-- START OF Data shown --
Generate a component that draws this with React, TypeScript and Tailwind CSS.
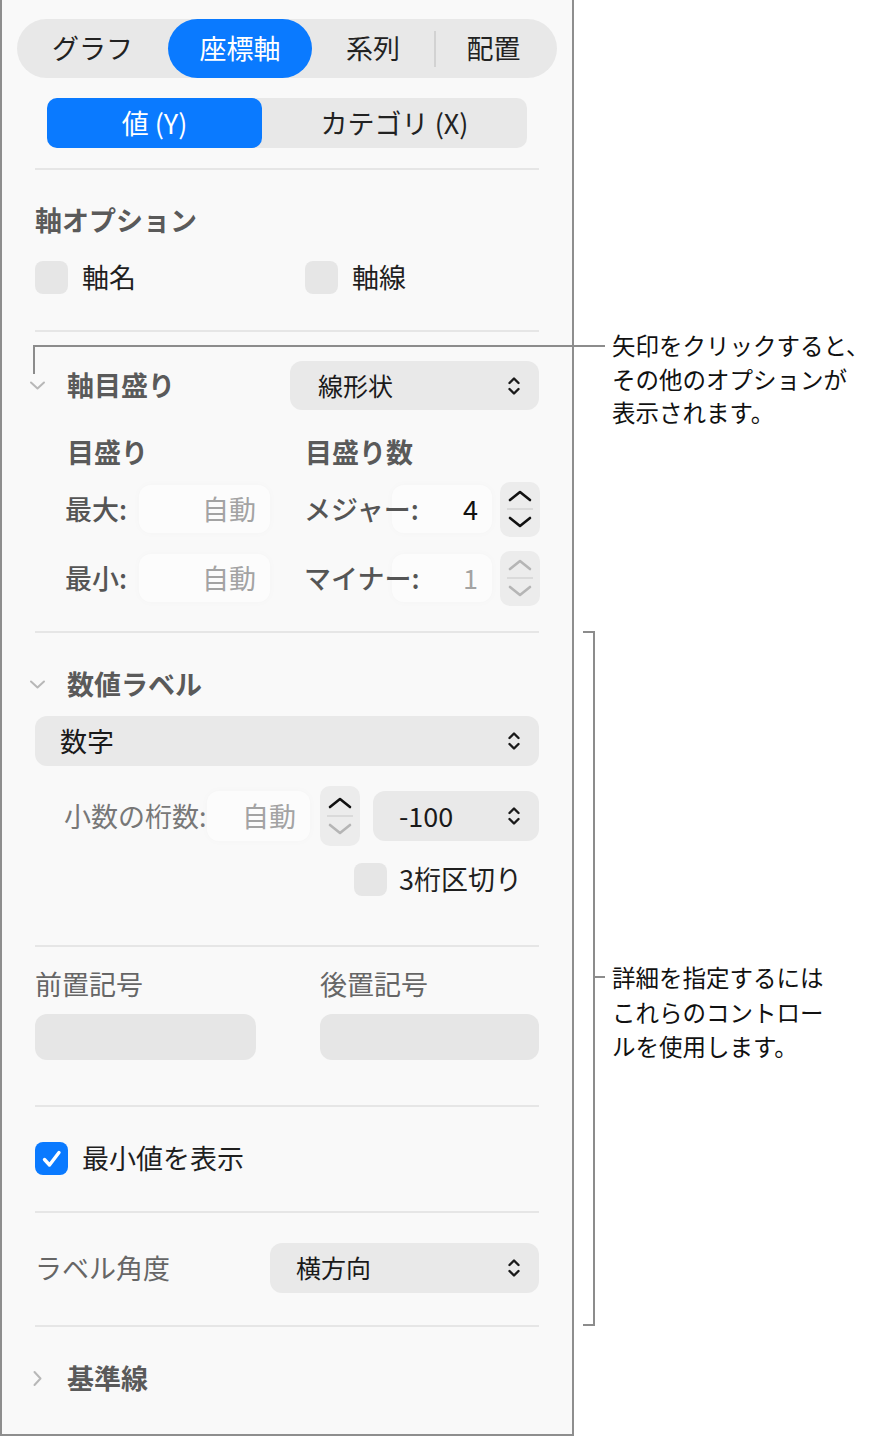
import React from "react";

const font = { fontFamily: '"Noto Sans CJK JP", "Noto Sans", sans-serif' };

function PopupArrows() {
  return (
    <svg width="14" height="22" viewBox="0 0 14 22" fill="none" stroke="#1a1a1a" strokeWidth="2.4" strokeLinecap="round" strokeLinejoin="round">
      <path d="M2.5 8L7 3.5L11.5 8" />
      <path d="M2.5 14L7 18.5L11.5 14" />
    </svg>
  );
}

function Popup({ label, className }: { label: string; className: string }) {
  return (
    <div className={`flex items-center justify-between rounded-[12px] bg-[#e9e9e9] pr-[18px] ${className}`}>
      <span className="whitespace-nowrap text-[#1a1a1a]">{label}</span>
      <PopupArrows />
    </div>
  );
}

function Stepper({ upDim, downDim, className }: { upDim?: boolean; downDim?: boolean; className: string }) {
  const up = upDim ? "#b5b5b5" : "#111111";
  const down = downDim ? "#b5b5b5" : "#111111";
  return (
    <div className={`flex w-[40px] shrink-0 flex-col items-center justify-center rounded-[10px] bg-[#ececec] ${className}`}>
      <svg width="26" height="14" viewBox="0 0 26 14" fill="none" stroke={up} strokeWidth="2.6" strokeLinecap="round" strokeLinejoin="round">
        <path d="M3 11L13 3L23 11" />
      </svg>
      <div className="my-[5px] h-[2px] w-[26px] bg-[#dadada]" />
      <svg width="26" height="14" viewBox="0 0 26 14" fill="none" stroke={down} strokeWidth="2.6" strokeLinecap="round" strokeLinejoin="round">
        <path d="M3 3L13 11L23 3" />
      </svg>
    </div>
  );
}

function Field({ value, className, valueClass = "text-[#a3a3a3]" }: { value: string; className: string; valueClass?: string }) {
  return (
    <div className={`flex shrink-0 items-center justify-end rounded-[12px] bg-white/50 pr-[14px] shadow-[0_0_8px_rgba(0,0,0,0.025)] ${className}`}>
      <span className={`whitespace-nowrap ${valueClass}`}>{value}</span>
    </div>
  );
}

function Checkbox({ checked }: { checked?: boolean }) {
  if (checked) {
    return (
      <div className="flex h-[33px] w-[33px] shrink-0 items-center justify-center rounded-[8px] bg-[#0a7aff]">
        <svg width="22" height="20" viewBox="0 0 22 20" fill="none" stroke="white" strokeWidth="3.4" strokeLinecap="round" strokeLinejoin="round">
          <path d="M3.5 10.5L8.5 16L18 3.5" />
        </svg>
      </div>
    );
  }
  return <div className="h-[33px] w-[33px] shrink-0 rounded-[8px] bg-[#e6e6e6]" />;
}

function Chevron({ dir }: { dir: "down" | "right" }) {
  return (
    <div className="flex w-[17px] justify-center">
      {dir === "down" ? (
        <svg width="17" height="11" viewBox="0 0 17 11" fill="none" stroke="#b8b8b8" strokeWidth="2" strokeLinecap="round" strokeLinejoin="round">
          <path d="M2 2.5L8.5 8.5L15 2.5" />
        </svg>
      ) : (
        <svg width="11" height="17" viewBox="0 0 11 17" fill="none" stroke="#b8b8b8" strokeWidth="2" strokeLinecap="round" strokeLinejoin="round">
          <path d="M2.5 2L8.5 8.5L2.5 15" />
        </svg>
      )}
    </div>
  );
}

function Divider({ className }: { className: string }) {
  return <div className={`h-[2px] bg-[#e6e6e6] ${className}`} />;
}

export default function App() {
  return (
    <div className="relative h-[1436px] w-[875px] bg-white text-[27px]" style={font}>
      <div className="w-[574px] border-x-2 border-b-2 border-[#8e8e8e] bg-[#f9f9f9] pb-[41px] pt-[19px]">
        {/* tabs */}
        <div className="mx-[15px] flex h-[59px] items-center rounded-full bg-[#e8e8e8] text-[27px] text-[#222]">
          <div className="flex w-[151px] justify-center">グラフ</div>
          <div className="flex h-[59px] w-[144px] items-center justify-center rounded-full bg-[#0a7aff] text-white">座標軸</div>
          <div className="flex w-[122px] justify-center">系列</div>
          <div className="h-[36px] w-[2px] bg-[#d2d2d2]" />
          <div className="flex flex-1 justify-center pr-[6px]">配置</div>
        </div>

        <div className="mx-[45px] mt-[20px] flex h-[50px] items-center rounded-[10px] bg-[#e8e8e8] text-[27px] text-[#222]">
          <div className="flex h-[50px] w-[215px] items-center justify-center rounded-[10px] bg-[#0a7aff] text-white">値 (Y)</div>
          <div className="flex flex-1 justify-center">カテゴリ (X)</div>
        </div>

        <div className="px-[33px]">
          <Divider className="mt-[20px]" />

          {/* 軸オプション */}
          <div className="mt-[35px] h-[30px] font-semibold leading-[30px] text-[#5a5a5a]">軸オプション</div>
          <div className="mt-[26px] flex h-[33px] items-center">
            <div className="flex w-[270px] items-center gap-[14px]">
              <Checkbox />
              <span className="text-[#1f1f1f]">軸名</span>
            </div>
            <div className="flex items-center gap-[14px]">
              <Checkbox />
              <span className="text-[#1f1f1f]">軸線</span>
            </div>
          </div>
          <Divider className="mt-[36px]" />

          {/* 軸目盛り */}
          <div className="mt-[29px] flex h-[49px] items-center">
            <div className="ml-[-6px] flex w-[261px] items-center">
              <Chevron dir="down" />
              <span className="ml-[21px] font-semibold text-[#5a5a5a]">軸目盛り</span>
            </div>
            <Popup label="線形状" className="h-[49px] flex-1 pl-[28px] text-[25px]" />
          </div>

          <div className="mt-[28px] flex h-[28px] items-center font-semibold text-[#5a5a5a]">
            <div className="w-[270px] pl-[32px]">目盛り</div>
            <div>目盛り数</div>
          </div>

          <div className="mt-[15px] flex h-[56px] items-center text-[#555]">
            <div className="relative z-10 box-content w-[74px] shrink-0 whitespace-nowrap pl-[30px] font-medium">最大:</div>
            <Field value="自動" className="h-[48px] w-[131px]" />
            <div className="relative z-10 ml-[34px] w-[88px] shrink-0 whitespace-nowrap font-medium">メジャー:</div>
            <Field value="4" valueClass="text-[#111]" className="h-[48px] w-[100px] pr-[12px]" />
            <Stepper className="ml-[8px] h-[55px]" />
          </div>

          <div className="mt-[13px] flex h-[56px] items-center text-[#555]">
            <div className="relative z-10 box-content w-[74px] shrink-0 whitespace-nowrap pl-[30px] font-medium">最小:</div>
            <Field value="自動" className="h-[48px] w-[131px]" />
            <div className="relative z-10 ml-[34px] w-[88px] shrink-0 whitespace-nowrap font-medium">マイナー:</div>
            <Field value="1" className="h-[48px] w-[100px] pr-[12px]" />
            <Stepper upDim downDim className="ml-[8px] h-[55px]" />
          </div>
          <Divider className="mt-[25px]" />

          {/* 数値ラベル */}
          <div className="ml-[-6px] mt-[36px] flex h-[30px] items-center">
            <Chevron dir="down" />
            <span className="ml-[21px] font-semibold text-[#5a5a5a]">数値ラベル</span>
          </div>
          <Popup label="数字" className="mt-[17px] h-[50px] pl-[25px] text-[27px]" />

          <div className="mt-[20px] flex h-[60px] items-center">
            <div className="relative z-10 box-content w-[143px] shrink-0 whitespace-nowrap pl-[29px] text-[#777]">小数の桁数:</div>
            <Field value="自動" className="h-[50px] w-[103px] pr-[10px]" />
            <Stepper downDim className="ml-[10px] h-[60px]" />
            <Popup label="-100" className="ml-[13px] h-[50px] flex-1 pl-[26px] text-[27px]" />
          </div>

          <div className="mt-[17px] flex h-[33px] items-center gap-[12px] pl-[319px]">
            <Checkbox />
            <span className="whitespace-nowrap text-[#1f1f1f]">3桁区切り</span>
          </div>
          <Divider className="mt-[49px]" />

          {/* 前置記号 / 後置記号 */}
          <div className="mt-[22px] flex h-[30px] items-center text-[#666]">
            <div className="w-[285px]">前置記号</div>
            <div>後置記号</div>
          </div>
          <div className="mt-[15px] flex h-[46px]">
            <div className="h-[46px] w-[221px] rounded-[12px] bg-[#e6e6e6]" />
            <div className="ml-[64px] h-[46px] flex-1 rounded-[12px] bg-[#e6e6e6]" />
          </div>
          <Divider className="mt-[45px]" />

          {/* 最小値を表示 */}
          <div className="mt-[35px] flex h-[33px] items-center gap-[14px]">
            <Checkbox checked />
            <span className="text-[#1f1f1f]">最小値を表示</span>
          </div>
          <Divider className="mt-[36px]" />

          {/* ラベル角度 */}
          <div className="mt-[30px] flex h-[50px] items-center">
            <div className="w-[235px] text-[#666]">ラベル角度</div>
            <Popup label="横方向" className="h-[50px] flex-1 pl-[26px] text-[25px]" />
          </div>
          <Divider className="mt-[32px]" />

          {/* 基準線 */}
          <div className="ml-[-6px] mt-[36px] flex h-[30px] items-center">
            <Chevron dir="right" />
            <span className="ml-[21px] font-semibold text-[#5a5a5a]">基準線</span>
          </div>
        </div>
      </div>

      {/* callout 1 */}
      <div className="absolute left-[33px] top-[345px] h-[29px] w-[2px] bg-[#8c8c8c]" />
      <div className="absolute left-[33px] top-[345px] h-[2px] w-[572px] bg-[#8c8c8c]" />
      <div className="absolute left-[612px] top-[329px] whitespace-nowrap text-[23.5px] leading-[33.5px] text-[#111]">
        <div>矢印をクリックすると、</div>
        <div>その他のオプションが</div>
        <div>表示されます。</div>
      </div>

      {/* callout 2 */}
      <div className="absolute left-[583px] top-[631px] h-[2px] w-[12px] bg-[#8c8c8c]" />
      <div className="absolute left-[593px] top-[631px] h-[695px] w-[2px] bg-[#8c8c8c]" />
      <div className="absolute left-[583px] top-[1324px] h-[2px] w-[12px] bg-[#8c8c8c]" />
      <div className="absolute left-[595px] top-[976px] h-[2px] w-[10px] bg-[#8c8c8c]" />
      <div className="absolute left-[612px] top-[960px] whitespace-nowrap text-[23.5px] leading-[34.5px] text-[#111]">
        <div>詳細を指定するには</div>
        <div>これらのコントロー</div>
        <div>ルを使用します。</div>
      </div>
    </div>
  );
}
-- END OF Data shown --
# Required task
Which lines contain "React"? Copy each of them out.

# Written response
Generate a component that draws this with React, TypeScript and Tailwind CSS.
import React from "react";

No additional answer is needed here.